I think they think that they’ve developed the ability to love more than I have. Maybe when I write it out it feels too strong for them to say, but I can feel they think I haven’t developed in the area of loving as much as they have; that they care about the future quantitatively more and qualitatively differently.
If you’re a parent, do you think non-parents don’t have the ability to love as much as you have?
Yet none has gotten what I mean when I talk about how my living more sustainably has developed feelings of love, not just for people related to me or even just near me.
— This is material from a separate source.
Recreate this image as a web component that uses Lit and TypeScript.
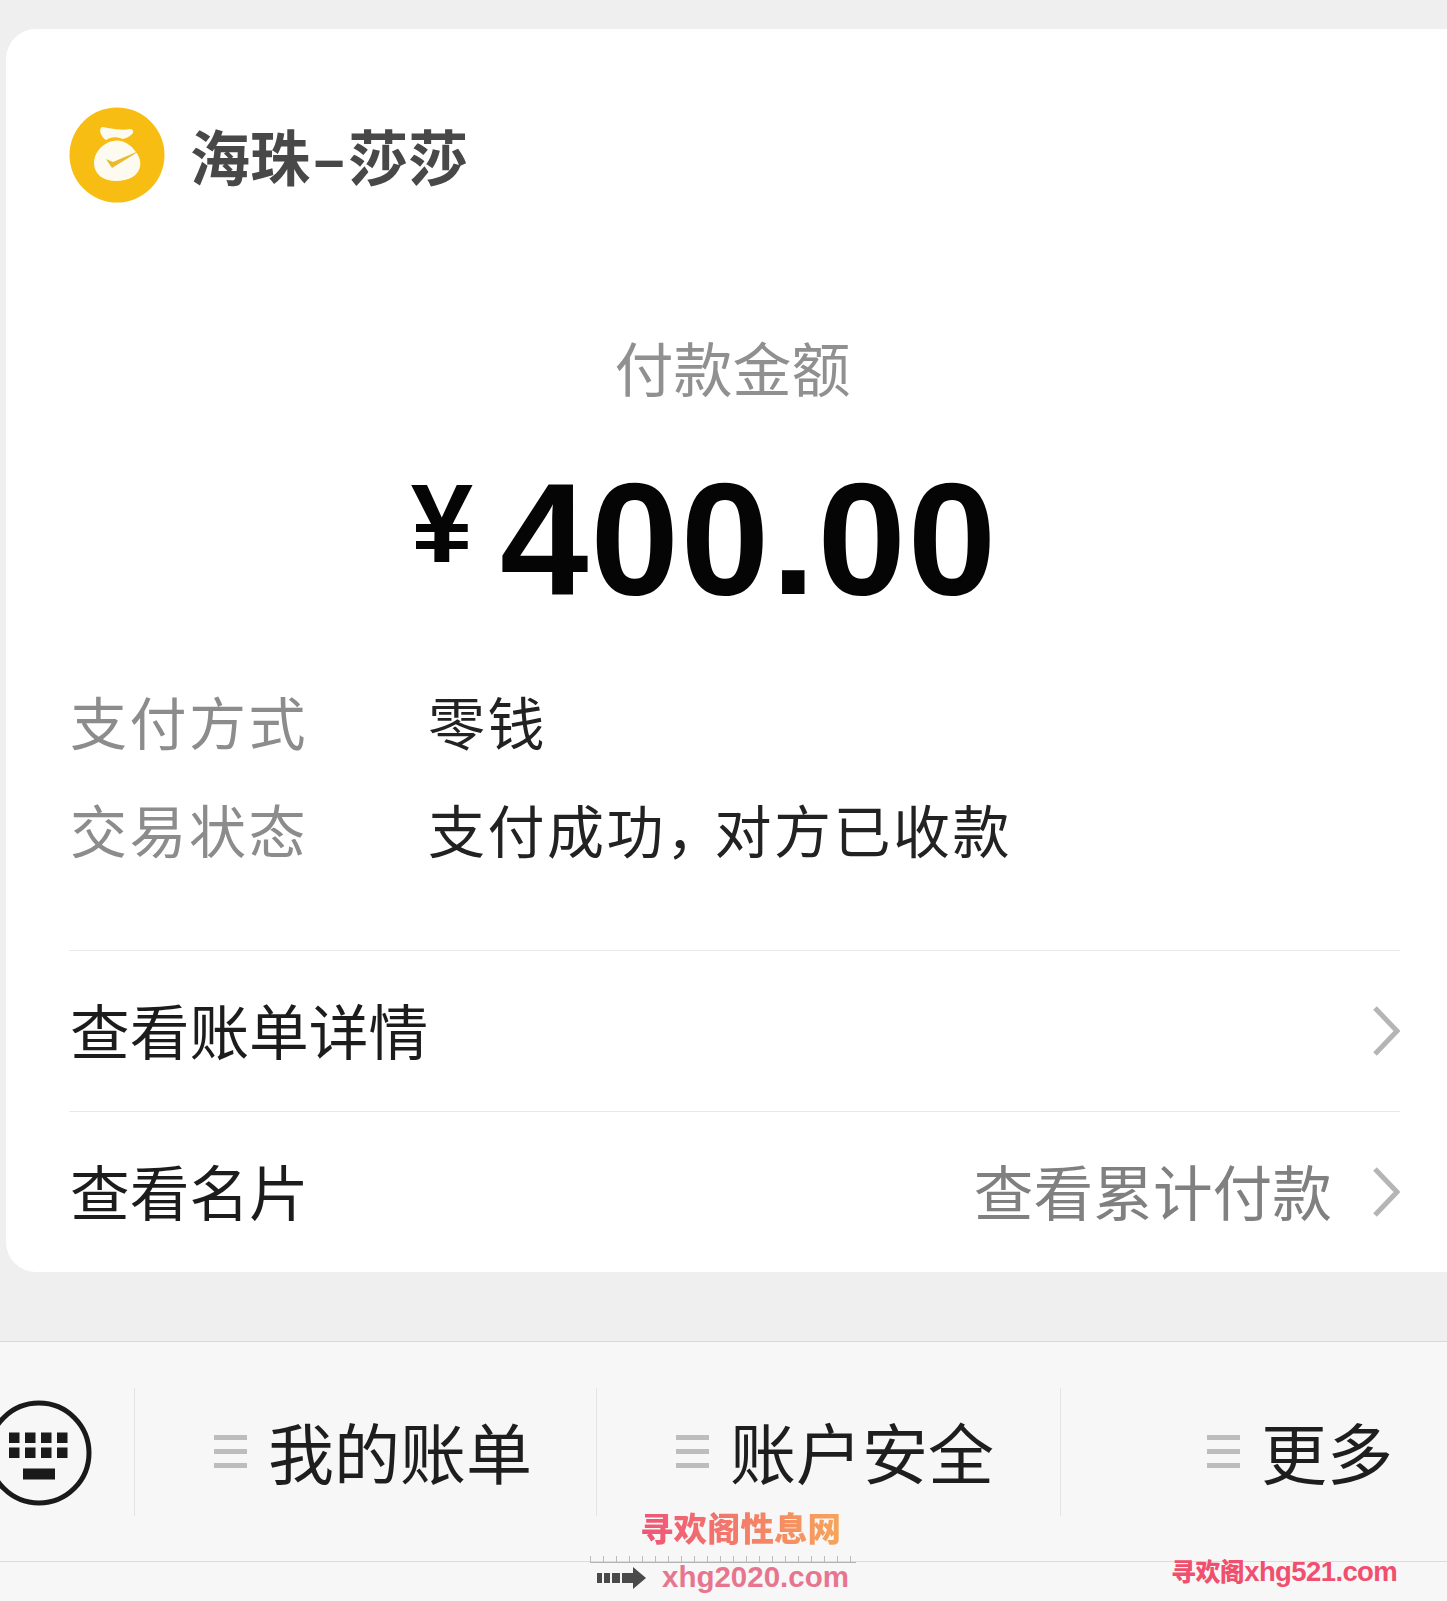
import { LitElement, html, css, svg } from "lit";
import { customElement } from "lit/decorators.js";

const chevron = html`<svg class="chev" viewBox="0 0 28 52" aria-hidden="true"><path d="M3 3 L25 26 L3 49" fill="none" stroke="#b5b5b5" stroke-width="5"/></svg>`;
const menu = html`<span class="menu"><i></i><i></i><i></i></span>`;
const keys = [0, 1, 2, 3].flatMap((c) => [0, 1].map((r) => svg`<rect x=${9 + c * 16} y=${34.5 + r * 15} width="10.5" height="10.5" fill="#1a1a1a"/>`));

@customElement("app-root")
export class AppRoot extends LitElement {
  static styles = css`
    :host {
      display: block;
      position: relative;
      width: 1447px;
      height: 1601px;
      overflow: hidden;
      background: #efefef;
      font-family: "Noto Sans CJK SC", "Noto Sans", sans-serif;
      color: #1c1c1c;
    }
    .page { display: flex; flex-direction: column; height: 100%; }
    .card {
      box-sizing: border-box;
      height: 1243px;
      margin: 29px -40px 0 6px;
      padding: 78px 87px 0 63px;
      background: #fff;
      border-radius: 30px;
      display: flex;
      flex-direction: column;
    }
    .head { display: flex; align-items: center; gap: 25px; height: 96px; }
    .logo { width: 96px; height: 96px; flex: none; }
    .name { font-size: 60px; line-height: 96px; font-weight: 700; color: #484848; white-space: nowrap; }
    .dash { display: inline-block; margin: 0 8px; font-weight: 700; transform: scaleX(1.65); }
    .title {
      margin-top: 124px;
      text-align: center;
      font-size: 59px;
      line-height: 80px;
      color: #909090;
      padding-right: 4px;
    }
    .amount {
      display: flex;
      align-items: flex-start;
      justify-content: center;
      margin-top: 57px;
      height: 150px;
      padding-right: 60px;
      color: #050505;
      font-family: "Liberation Sans", Arial, sans-serif;
      font-weight: 700;
      line-height: 150px;
    }
    .yen { font-size: 112px; line-height: 120px; margin-right: 27px; }
    .num { font-size: 159px; letter-spacing: 2px; }
    .kv { display: grid; grid-template-columns: 358px 1fr; row-gap: 28px; margin-top: 66px; font-size: 57px; line-height: 80px; padding-left: 1px; }
    .kv .k { color: #8c8c8c; letter-spacing: 2.5px; }
    .kv .v { color: #222; letter-spacing: 2.5px; white-space: nowrap; }
    .kv .c { letter-spacing: -8.5px; }
    .row {
      display: flex;
      align-items: center;
      height: 161px;
      font-size: 59.7px;
      border-top: 1.5px solid #e9e9e9;
      box-sizing: border-box;
      padding-left: 1px;
      white-space: nowrap;
    }
    .rows { margin-top: 82px; }
    .row span { padding-bottom: 4px; }
    .row .grow { flex: 1; }
    .row .side { color: #808080; margin-right: 40px; }
    .chev { width: 28px; height: 52px; flex: none; }
    .bar {
      flex: 1;
      margin-top: 69px;
      background: #f7f7f7;
      border-top: 1.5px solid #d9d9d9;
      display: flex;
      flex-direction: column;
    }
    .tabs { box-sizing: border-box; height: 220px; display: grid; grid-template-columns: 134px 462px 464px 1fr; align-items: center; border-bottom: 1.5px solid #dcdcdc; }
    .kbd { width: 134px; height: 108px; display: block; }
    .tab { position: relative; display: flex; align-items: center; gap: 21px; height: 128px; border-left: 1.5px solid #e4e4e4; padding-left: 79px; font-size: 66px; color: #1e1e1e; white-space: nowrap; }
    .tab span:last-child { padding-bottom: 4px; }
    .tab.last { padding-left: 146px; }
    .menu { display: flex; flex-direction: column; gap: 9px; width: 33px; flex: none; }
    .menu i { display: block; height: 5px; background: #bdbdbd; }
    .wm { position: absolute; font-family: "Noto Sans CJK SC", sans-serif; font-weight: 900; white-space: nowrap; }
    .wm1 {
      left: 640px; top: 1504px; font-size: 33.5px; line-height: 46px;
      background: linear-gradient(90deg, #ef5478, #f6a55a);
      -webkit-background-clip: text; background-clip: text; color: transparent;
    }
    .ruler {
      position: absolute; left: 590px; top: 1556px; width: 266px; height: 6px;
      border-bottom: 1.5px solid #b4b4b4;
      background: repeating-linear-gradient(90deg, #bcbcbc 0 1px, transparent 1px 13px);
    }
    .arrow { position: absolute; left: 597px; top: 1566px; width: 50px; height: 24px; }
    .wm2 { left: 662px; top: 1559px; font-family: "Liberation Sans", sans-serif; font-weight: 700; font-size: 29.5px; line-height: 36px; color: #e8758f; }
    .wm3 { left: 1171px; top: 1552px; font-size: 25px; line-height: 36px; color: #f0506e; letter-spacing: -0.6px; }
    .wm3 b { font-family: "Liberation Sans", sans-serif; font-weight: 700; font-size: 27.5px; }
  `;

  render() {
    return html`
      <div class="page">
        <section class="card">
          <div class="head">
            <svg class="logo" viewBox="0 0 96 96" aria-hidden="true">
              <circle cx="48" cy="48" r="47.5" fill="#f7bd12"/>
              <path d="M33 20 C40 21 52 24 61 22 C65 22 65 26 62 28 C60 30 57 31 54 32 C47 29 41 30 37 33 C32 30 29 22 33 20 Z" fill="#fdfbf0"/>
              <path d="M40 35 C50 31 60 35 67 45 C71 50 72 56 71 60 C69 69 59 74 47 74 C34 74 25 67 25 56 C25 47 31 39 40 35 Z" fill="#fdfbf0"/>
              <path d="M37 52 L43 61 L72 43 L44 55 Z" fill="#e9b92e"/>
            </svg>
            <div class="name">海珠<span class="dash">-</span>莎莎</div>
          </div>
          <div class="title">付款金额</div>
          <div class="amount"><span class="yen">¥</span><span class="num">400.00</span></div>
          <div class="kv">
            <div class="k">支付方式</div><div class="v">零钱</div>
            <div class="k">交易状态</div><div class="v">支付成功<span class="c">，</span>对方已收款</div>
          </div>
          <div class="rows">
            <div class="row"><span class="grow">查看账单详情</span>${chevron}</div>
            <div class="row"><span class="grow">查看名片</span><span class="side">查看累计付款</span>${chevron}</div>
          </div>
        </section>
        <footer class="bar">
          <div class="tabs">
            <svg class="kbd" viewBox="0 0 134 108" aria-hidden="true">
              <circle cx="39" cy="55" r="50" fill="none" stroke="#1a1a1a" stroke-width="5"/>
              ${keys}
              <rect x="23" y="70.5" width="32" height="11" fill="#1a1a1a"/>
            </svg>
            <div class="tab">${menu}<span>我的账单</span></div>
            <div class="tab">${menu}<span>账户安全</span></div>
            <div class="tab last">${menu}<span>更多</span></div>
          </div>
        </footer>
      </div>
      <div class="wm wm1">寻欢阁性息网</div>
      <div class="ruler"></div>
      <svg class="arrow" viewBox="0 0 50 24" aria-hidden="true">
        <path d="M0 7h5v10H0zM7 7h6v10H7zM15 7h8v10h-8zM25 7h11V1l13 11-13 11v-6H25z" fill="#4a4a4a"/>
      </svg>
      <div class="wm wm2">xhg2020.com</div>
      <div class="wm wm3">寻欢阁<b>xhg521.com</b></div>
    `;
  }
}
I can’t put into words how powerful the feeling is of taking into account everyone affected by my actions, or that could be; to take into account everyone in everything I do. To love my neighbor as myself.
Should I think that anyone who doesn’t try to live sustainably doesn’t know love as I do? That if someone can’t or doesn’t extend their love beyond their immediate family that they haven’t developed?
I don’t feel that way because I think everyone possesses the capacity to love this amount even if they don’t practice it.

I looked up the definition of bigot to see if it applied to parents who believe a non-parent doesn’t love as much as they do. Here’s the definition: “a person who is obstinately or intolerantly devoted to his or her own opinions and prejudices.” I don’t think it fits, but it’s not far off either.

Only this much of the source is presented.